Pour l'essentiel, trois grandes caractéristiques définissent cette structuration par l'hypertexte de l'espace écrit : la pluralité des présentations, le réseau de textes, l'écriture et la lecture non séquentielles.
Le texte typographique se présente sous une forme matérielle stable, une seule pour tout lecteur, l'imprimante étant l'image inversée de l'imprimée. D'une certaine manière, le rôle de l'opération éditoriale, pour sa partie technique, revient à produire une image du texte et une seule correspondant à la recherche d'un effet de sens précis.
Au contraire, le codage numérique autorise un jeu immédiat entre le fichier électronique "matrice" et les différentes présentations possibles. Cet aspect de la question avait été repéré depuis longtemps au stade de la production du texte. il suffisait d'admettre que la lecture électronique n'était pas techniquement autre chose qu'une nouvelle production de ce texte soit, pour commencer, la production d'une nouvelle image du texte.

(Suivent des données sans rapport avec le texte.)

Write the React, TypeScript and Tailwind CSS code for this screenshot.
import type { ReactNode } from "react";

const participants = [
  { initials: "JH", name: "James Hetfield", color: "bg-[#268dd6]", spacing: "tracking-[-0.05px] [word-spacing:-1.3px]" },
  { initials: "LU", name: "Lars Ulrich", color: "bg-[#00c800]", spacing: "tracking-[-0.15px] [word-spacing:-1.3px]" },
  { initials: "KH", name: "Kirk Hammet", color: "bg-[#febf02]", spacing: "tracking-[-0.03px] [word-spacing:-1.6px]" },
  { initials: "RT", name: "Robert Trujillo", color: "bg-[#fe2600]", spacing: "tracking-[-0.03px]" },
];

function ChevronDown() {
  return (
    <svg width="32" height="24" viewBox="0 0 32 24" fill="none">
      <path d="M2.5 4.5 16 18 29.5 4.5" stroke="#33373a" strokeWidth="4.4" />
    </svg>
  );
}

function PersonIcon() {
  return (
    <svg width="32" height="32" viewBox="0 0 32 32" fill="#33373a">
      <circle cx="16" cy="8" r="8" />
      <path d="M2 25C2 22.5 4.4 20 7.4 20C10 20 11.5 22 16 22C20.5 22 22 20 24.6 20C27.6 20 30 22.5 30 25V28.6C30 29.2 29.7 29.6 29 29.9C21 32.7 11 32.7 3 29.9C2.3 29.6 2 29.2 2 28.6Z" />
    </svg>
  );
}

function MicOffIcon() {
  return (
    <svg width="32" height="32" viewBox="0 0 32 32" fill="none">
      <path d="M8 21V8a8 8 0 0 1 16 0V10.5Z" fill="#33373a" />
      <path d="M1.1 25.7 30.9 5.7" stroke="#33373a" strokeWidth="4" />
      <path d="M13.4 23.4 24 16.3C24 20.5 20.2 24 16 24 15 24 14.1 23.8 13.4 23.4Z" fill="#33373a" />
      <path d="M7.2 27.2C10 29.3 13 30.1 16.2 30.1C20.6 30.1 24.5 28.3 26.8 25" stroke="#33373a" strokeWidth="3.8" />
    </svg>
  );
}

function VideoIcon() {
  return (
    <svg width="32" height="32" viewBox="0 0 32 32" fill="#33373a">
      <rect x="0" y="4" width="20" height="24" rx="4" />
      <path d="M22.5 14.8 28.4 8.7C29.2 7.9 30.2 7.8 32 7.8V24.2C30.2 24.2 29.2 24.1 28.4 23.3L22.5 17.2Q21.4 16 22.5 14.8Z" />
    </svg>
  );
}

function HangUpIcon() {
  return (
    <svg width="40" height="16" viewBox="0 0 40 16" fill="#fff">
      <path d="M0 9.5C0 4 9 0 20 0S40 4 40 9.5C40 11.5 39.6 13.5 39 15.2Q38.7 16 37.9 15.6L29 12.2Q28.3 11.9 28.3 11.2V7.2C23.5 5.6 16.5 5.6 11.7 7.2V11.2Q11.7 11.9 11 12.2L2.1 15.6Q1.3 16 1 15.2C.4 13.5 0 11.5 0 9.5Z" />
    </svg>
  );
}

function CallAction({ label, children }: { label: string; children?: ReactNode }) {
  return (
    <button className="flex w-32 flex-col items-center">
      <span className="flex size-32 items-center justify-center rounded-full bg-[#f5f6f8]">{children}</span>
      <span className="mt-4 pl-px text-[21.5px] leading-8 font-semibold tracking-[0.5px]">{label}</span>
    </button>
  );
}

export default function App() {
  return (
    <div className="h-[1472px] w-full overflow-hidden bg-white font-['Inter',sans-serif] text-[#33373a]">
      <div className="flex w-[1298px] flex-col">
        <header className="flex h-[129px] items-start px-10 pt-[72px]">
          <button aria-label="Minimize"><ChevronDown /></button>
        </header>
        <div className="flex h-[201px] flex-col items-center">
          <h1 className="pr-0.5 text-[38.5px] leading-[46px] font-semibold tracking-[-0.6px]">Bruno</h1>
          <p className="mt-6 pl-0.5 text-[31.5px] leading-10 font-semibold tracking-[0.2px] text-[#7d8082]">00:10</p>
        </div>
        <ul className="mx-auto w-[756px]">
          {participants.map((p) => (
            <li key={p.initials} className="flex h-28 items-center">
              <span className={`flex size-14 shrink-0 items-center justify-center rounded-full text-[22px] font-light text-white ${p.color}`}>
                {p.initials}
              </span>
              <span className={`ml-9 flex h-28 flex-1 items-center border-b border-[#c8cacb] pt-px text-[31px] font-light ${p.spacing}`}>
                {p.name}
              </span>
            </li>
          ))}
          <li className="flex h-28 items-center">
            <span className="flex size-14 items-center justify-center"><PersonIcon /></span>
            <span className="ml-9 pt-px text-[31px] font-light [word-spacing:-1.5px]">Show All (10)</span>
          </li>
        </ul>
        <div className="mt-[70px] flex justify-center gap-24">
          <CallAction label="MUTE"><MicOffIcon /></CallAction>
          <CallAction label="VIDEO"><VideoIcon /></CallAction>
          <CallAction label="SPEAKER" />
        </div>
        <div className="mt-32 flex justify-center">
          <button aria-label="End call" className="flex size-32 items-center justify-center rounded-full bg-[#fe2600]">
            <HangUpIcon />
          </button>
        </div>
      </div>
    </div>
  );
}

Aussi " évidente " qu'elle semble être devenue, cette constatation ne s'est imposée que très lentement. Comme s'il fallait détourner la proposition de MacLuhan - le contenu d'un médium c'est le médium précédent - la primauté était donnée à la recherche d'une ressemblance avec l'imprimé, donc à la définition d'une seule forme qui convienne, et d'une adéquation de l'écran et du papier. Cette tendance bloquait nécessairement l'évolution vers la lecture électronique.
Aujourd'hui, sous des appellations diverses, " interactivité ", " virtualité ", " document actif ", la plupart des spécialistes s'accordent sur cette spécificité du médium électronique: dans la lecture sur ordinateur, le fichier de texte ne correspond pas à une image fixe mais à une diversité d'images possibles. Cependant, il s'en faut de beaucoup que le rattachement de cette caractéristique à l'hypertexte soit acceptée de tous. En effet, ici, l'hypertexte vaut seulement comme théorie favorable par principe à la multiplicité des présentations et des lectures, et convoquant, dans cette optique, les qualités propres du médium ; elle ne les suscite ni ne les organise.

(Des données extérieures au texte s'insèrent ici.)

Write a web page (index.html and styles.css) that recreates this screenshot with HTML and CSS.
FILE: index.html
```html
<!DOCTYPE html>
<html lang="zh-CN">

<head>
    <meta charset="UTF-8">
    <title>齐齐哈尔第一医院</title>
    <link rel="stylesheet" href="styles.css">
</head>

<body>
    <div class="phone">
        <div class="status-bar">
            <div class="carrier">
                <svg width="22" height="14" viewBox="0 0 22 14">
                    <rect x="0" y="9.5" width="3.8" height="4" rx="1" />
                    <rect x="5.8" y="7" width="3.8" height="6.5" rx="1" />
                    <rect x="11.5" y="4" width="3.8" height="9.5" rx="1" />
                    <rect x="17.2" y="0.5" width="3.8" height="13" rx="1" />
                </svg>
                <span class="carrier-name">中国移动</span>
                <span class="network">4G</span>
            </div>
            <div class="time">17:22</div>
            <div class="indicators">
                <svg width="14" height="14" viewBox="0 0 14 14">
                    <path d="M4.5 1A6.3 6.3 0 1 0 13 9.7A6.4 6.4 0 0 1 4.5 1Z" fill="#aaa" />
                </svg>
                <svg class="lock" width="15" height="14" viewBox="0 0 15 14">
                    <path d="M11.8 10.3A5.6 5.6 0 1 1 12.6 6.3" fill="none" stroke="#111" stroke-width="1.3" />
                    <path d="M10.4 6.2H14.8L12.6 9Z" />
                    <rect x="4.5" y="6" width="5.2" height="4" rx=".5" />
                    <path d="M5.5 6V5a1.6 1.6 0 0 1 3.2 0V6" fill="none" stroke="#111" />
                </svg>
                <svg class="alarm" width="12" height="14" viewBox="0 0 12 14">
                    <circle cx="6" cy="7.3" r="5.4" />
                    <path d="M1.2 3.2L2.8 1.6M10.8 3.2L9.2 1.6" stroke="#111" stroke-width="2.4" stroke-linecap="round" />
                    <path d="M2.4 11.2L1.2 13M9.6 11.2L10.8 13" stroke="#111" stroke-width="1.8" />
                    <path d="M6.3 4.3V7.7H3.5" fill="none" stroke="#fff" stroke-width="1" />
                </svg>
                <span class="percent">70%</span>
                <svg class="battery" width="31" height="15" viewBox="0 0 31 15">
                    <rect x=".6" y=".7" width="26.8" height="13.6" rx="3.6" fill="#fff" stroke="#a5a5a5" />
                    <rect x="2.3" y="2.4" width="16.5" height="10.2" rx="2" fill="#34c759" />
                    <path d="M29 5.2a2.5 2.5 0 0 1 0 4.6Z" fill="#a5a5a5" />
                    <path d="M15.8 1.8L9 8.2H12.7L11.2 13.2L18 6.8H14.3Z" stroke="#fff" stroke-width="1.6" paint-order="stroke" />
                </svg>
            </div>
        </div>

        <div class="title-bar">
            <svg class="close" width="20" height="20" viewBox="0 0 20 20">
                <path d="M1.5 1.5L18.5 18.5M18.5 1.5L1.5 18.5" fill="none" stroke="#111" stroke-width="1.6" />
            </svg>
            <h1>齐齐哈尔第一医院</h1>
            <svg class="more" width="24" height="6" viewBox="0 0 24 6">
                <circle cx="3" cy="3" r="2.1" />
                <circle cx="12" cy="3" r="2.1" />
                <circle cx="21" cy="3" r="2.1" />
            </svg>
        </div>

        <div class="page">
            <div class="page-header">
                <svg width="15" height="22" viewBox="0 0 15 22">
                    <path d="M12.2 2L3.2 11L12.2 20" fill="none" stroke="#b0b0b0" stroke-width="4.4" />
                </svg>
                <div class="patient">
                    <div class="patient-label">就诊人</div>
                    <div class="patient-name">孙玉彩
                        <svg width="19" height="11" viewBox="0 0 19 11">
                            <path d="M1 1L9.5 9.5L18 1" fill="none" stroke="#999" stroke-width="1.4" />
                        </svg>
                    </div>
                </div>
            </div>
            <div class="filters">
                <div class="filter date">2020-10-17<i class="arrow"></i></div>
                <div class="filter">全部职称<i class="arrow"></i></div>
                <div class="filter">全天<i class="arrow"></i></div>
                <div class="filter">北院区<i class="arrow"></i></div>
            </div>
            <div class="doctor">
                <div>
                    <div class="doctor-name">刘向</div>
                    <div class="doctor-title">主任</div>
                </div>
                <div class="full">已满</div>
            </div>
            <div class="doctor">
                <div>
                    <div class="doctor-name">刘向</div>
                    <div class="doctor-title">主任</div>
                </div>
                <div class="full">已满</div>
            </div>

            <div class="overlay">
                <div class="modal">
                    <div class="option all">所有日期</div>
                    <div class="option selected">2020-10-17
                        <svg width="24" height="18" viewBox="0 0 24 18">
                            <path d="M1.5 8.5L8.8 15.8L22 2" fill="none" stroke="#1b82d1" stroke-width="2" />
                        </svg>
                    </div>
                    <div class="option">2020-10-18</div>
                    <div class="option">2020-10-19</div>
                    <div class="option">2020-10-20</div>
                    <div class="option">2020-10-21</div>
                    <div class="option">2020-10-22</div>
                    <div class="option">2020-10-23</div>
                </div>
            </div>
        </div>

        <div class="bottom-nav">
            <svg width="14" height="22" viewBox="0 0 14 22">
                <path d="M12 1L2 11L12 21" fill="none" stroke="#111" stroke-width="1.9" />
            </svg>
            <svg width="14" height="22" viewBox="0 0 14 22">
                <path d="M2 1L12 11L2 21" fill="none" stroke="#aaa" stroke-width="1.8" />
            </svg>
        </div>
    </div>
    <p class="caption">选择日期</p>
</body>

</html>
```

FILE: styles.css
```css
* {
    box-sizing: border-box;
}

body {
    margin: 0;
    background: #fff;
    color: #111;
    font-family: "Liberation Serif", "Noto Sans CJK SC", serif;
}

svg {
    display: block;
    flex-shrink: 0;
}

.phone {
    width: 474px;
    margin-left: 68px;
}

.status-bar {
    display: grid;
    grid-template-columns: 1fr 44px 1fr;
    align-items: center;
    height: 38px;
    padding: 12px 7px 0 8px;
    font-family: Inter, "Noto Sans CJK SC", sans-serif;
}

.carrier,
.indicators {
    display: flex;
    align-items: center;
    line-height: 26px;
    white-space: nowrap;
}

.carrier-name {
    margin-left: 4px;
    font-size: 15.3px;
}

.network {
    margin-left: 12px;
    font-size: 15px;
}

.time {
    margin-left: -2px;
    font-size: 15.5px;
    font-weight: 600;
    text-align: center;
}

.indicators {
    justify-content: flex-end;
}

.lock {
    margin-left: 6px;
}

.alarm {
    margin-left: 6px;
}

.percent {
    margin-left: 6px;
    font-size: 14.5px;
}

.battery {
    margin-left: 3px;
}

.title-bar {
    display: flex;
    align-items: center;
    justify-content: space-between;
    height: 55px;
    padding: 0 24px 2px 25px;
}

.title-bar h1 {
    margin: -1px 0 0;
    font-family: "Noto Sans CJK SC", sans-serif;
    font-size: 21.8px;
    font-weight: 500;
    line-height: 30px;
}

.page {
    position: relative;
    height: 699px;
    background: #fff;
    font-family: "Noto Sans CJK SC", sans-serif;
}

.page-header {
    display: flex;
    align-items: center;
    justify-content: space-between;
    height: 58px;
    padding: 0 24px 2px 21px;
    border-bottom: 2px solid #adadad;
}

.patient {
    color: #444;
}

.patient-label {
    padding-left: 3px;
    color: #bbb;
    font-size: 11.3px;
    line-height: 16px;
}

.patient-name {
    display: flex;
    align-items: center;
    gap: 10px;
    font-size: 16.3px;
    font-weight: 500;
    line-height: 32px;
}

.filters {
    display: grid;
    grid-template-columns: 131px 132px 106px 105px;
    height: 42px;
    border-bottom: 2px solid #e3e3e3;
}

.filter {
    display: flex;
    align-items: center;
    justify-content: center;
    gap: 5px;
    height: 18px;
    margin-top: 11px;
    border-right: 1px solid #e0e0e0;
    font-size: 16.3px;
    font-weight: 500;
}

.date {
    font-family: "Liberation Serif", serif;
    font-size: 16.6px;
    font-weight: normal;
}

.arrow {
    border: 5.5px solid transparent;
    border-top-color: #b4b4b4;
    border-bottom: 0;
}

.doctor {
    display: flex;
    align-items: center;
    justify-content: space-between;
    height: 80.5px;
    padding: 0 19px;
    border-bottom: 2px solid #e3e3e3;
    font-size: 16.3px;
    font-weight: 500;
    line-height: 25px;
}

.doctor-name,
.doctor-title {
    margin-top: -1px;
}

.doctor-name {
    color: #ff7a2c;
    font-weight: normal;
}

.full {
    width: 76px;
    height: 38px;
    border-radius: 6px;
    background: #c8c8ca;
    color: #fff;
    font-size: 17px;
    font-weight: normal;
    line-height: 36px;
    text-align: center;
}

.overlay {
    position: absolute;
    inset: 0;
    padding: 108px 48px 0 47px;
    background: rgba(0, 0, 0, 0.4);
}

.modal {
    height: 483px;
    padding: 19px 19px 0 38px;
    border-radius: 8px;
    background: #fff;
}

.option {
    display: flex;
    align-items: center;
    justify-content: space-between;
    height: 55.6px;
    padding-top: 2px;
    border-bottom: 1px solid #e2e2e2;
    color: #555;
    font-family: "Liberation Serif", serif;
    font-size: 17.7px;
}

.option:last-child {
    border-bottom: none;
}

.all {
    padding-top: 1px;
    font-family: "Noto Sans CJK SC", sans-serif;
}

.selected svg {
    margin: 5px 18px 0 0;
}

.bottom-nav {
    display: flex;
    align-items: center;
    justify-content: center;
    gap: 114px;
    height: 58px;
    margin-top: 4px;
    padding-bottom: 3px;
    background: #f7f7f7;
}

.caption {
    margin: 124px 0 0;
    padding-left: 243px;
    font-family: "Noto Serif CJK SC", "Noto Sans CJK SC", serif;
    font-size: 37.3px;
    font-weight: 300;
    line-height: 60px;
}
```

L'idée qu'un texte n'est pas une entité fermée, séparée, est l'idée même de littérature. En insistant sur les dépendances, connexions, renvois, les informaticiens donnent facilement aux littéraires l'impression de redécouvrir une évidence. C'est simplement que pour l'informatique, la littérature est encore une idée neuve. En forçant à peine le trait, l'image ancienne et dominante du texte pour l'informatique pourrait être celle d'un sac de données, relié seulement à d'autres objets par des descriptions extérieures, elles-mêmes produites et organisées par le système d'information.
Les partisans de l'hypertexte ont voulu rompre avec cette tendance, caractéristique notamment des bases de données anciennes. Ed. Barrett l'affirme explicitement dans The Society of Text et justifie ainsi sa formule : " Plutôt que d'informatiser le texte, textualiser l'ordinateur. "
Il faut insister sur le caractère technique de cette " intertextualité informatique ". Elle apparaît comme une qualification majeure, voire une condition de la lecture électronique, en particulier comme lecture extensive.
La consultation, la lecture extensive d'un texte donné sur l'écran a une faible performance par rapport à la lecture du même imprimé. En revanche, le réseau informatique de textes offre, en vitesse et maniabilité, une économie de lecture très supérieure.
Il n'a pas pour seul effet d'améliorer la recherche documentaire ou littéraire en mettant à la disposition du lecteur un grand nombre de textes. Le texte est techniquement informé par le réseau, par la grappe des autres textes qui lui sont reliés : les différentes versions peuvent être comparées, les dictionnaires activés automatiquement, les annotations rassemblées.
Le World Wide Web sur Internet a particulièrement illustré la force de ce bloc de fonctionnalités. Il a aussi démontré que l'idée informatique du réseau de textes n'était pas une simple duplication du réseau littéraire. En général, les frontières des textes sont déplacées. L'internet, par exemple, trouble les limites des genres en fusionnant publication et courrier électroniques.
Pour le dire rapidement, le réseau, la lecture électronique extensive et l'hypertexte se sont renforcés mutuellement, dans un compromis technique efficace.
L'hypothèse de l'hypertexte se trouvait ainsi vérifiée dans la situation particulière de la lecture contextuelle. Mais sa validité en général comme "écriture non séquentielles (Nelson), ou "écriture topographique " (Bolter), et par là même sa place comme méthode ou interface du nouveau médium demandaient encore à être confirmées. Il apparaissait cependant clairement que des différentes approches informatiques qui traitaient de l'objet littéraire, l'hypertexte - aussi vague que soit la notion de réseau de textes, ou en raison même de son vague - était celle qui se rapprochait le plus d'idées facilement acceptées par la communauté littéraire.